Whenever a line contains the string "styled", copy it out of the entries.

_DATA SUPPLIED_.

╭──

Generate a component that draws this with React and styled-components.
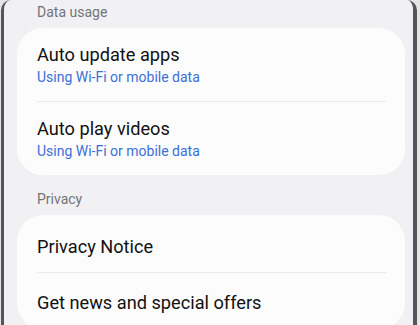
import React from 'react';
import styled, { createGlobalStyle } from 'styled-components';

const GlobalStyle = createGlobalStyle`
  html, body {
    margin: 0;
    padding: 0;
    background: #e4e5e4;
    font-family: Roboto, "Noto Sans", sans-serif;
    -webkit-font-smoothing: antialiased;
  }
`;

const Phone = styled.div`
  box-sizing: border-box;
  width: 416px;
  height: 325px;
  margin-left: 1px;
  border-left: 3px solid #55555d;
  border-right: 4px solid #55555d;
  border-radius: 10px 10px 0 0;
  overflow: hidden;
`;

const Screen = styled.div`
  box-sizing: border-box;
  height: 100%;
  padding: 2px 8px 0 13px;
  background: #f1f1f3;
  display: flex;
  flex-direction: column;
  gap: 14px;
`;

const Section = styled.section`
  display: flex;
  flex-direction: column;
  gap: 6px;
`;

const SectionTitle = styled.div`
  padding: 0 20px;
  font-size: 14px;
  line-height: 20px;
  color: #747478;
`;

const Card = styled.div`
  background: #fcfcfc;
  border-radius: 26px;
  padding: 0 19px 0 20px;
`;

const Item = styled.div`
  padding: ${({ single, divided }) =>
    single ? (divided ? '18px 0 14px' : '20px 0 13px') : '15px 0 14px'};
  border-top: ${({ divided }) => (divided ? '1px solid #ebebed' : 'none')};
`;

const ItemTitle = styled.div`
  font-size: 18.2px;
  line-height: 24px;
  color: #111111;
`;

const ItemSub = styled.div`
  font-size: 14px;
  line-height: 20px;
  color: #3d6fd8;
`;

const sections = [
  {
    title: 'Data usage',
    items: [
      { title: 'Auto update apps', sub: 'Using Wi-Fi or mobile data' },
      { title: 'Auto play videos', sub: 'Using Wi-Fi or mobile data' },
    ],
  },
  {
    title: 'Privacy',
    items: [{ title: 'Privacy Notice' }, { title: 'Get news and special offers' }],
  },
];

const App = () => (
  <>
    <GlobalStyle />
    <Phone>
      <Screen>
        {sections.map((section) => (
          <Section key={section.title}>
            <SectionTitle>{section.title}</SectionTitle>
            <Card>
              {section.items.map((item, i) => (
                <Item key={item.title} single={!item.sub} divided={i > 0}>
                  <ItemTitle>{item.title}</ItemTitle>
                  {item.sub && <ItemSub>{item.sub}</ItemSub>}
                </Item>
              ))}
            </Card>
          </Section>
        ))}
      </Screen>
    </Phone>
  </>
);

export default App;
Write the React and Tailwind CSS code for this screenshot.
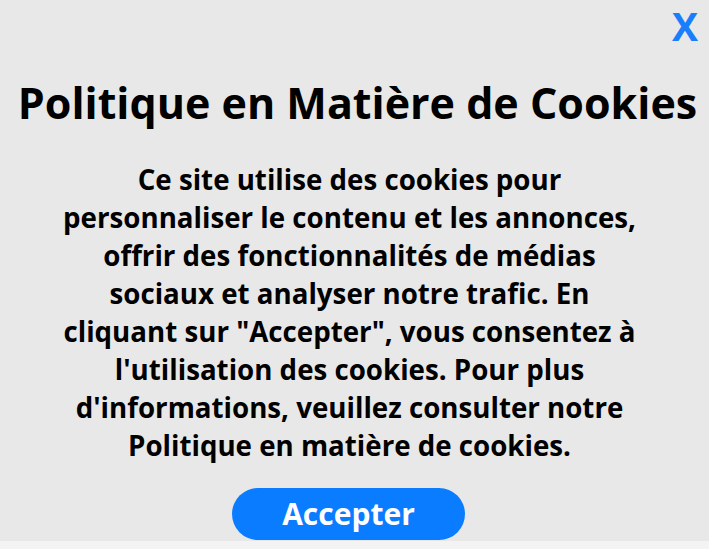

╰──

_EXPECTED OUTPUT_.
Generate a component that draws this with React and styled-components.
import styled, { createGlobalStyle } from 'styled-components';
const Phone = styled.div`
const Screen = styled.div`
const Section = styled.section`
const SectionTitle = styled.div`
const Card = styled.div`
const Item = styled.div`
const ItemTitle = styled.div`
const ItemSub = styled.div`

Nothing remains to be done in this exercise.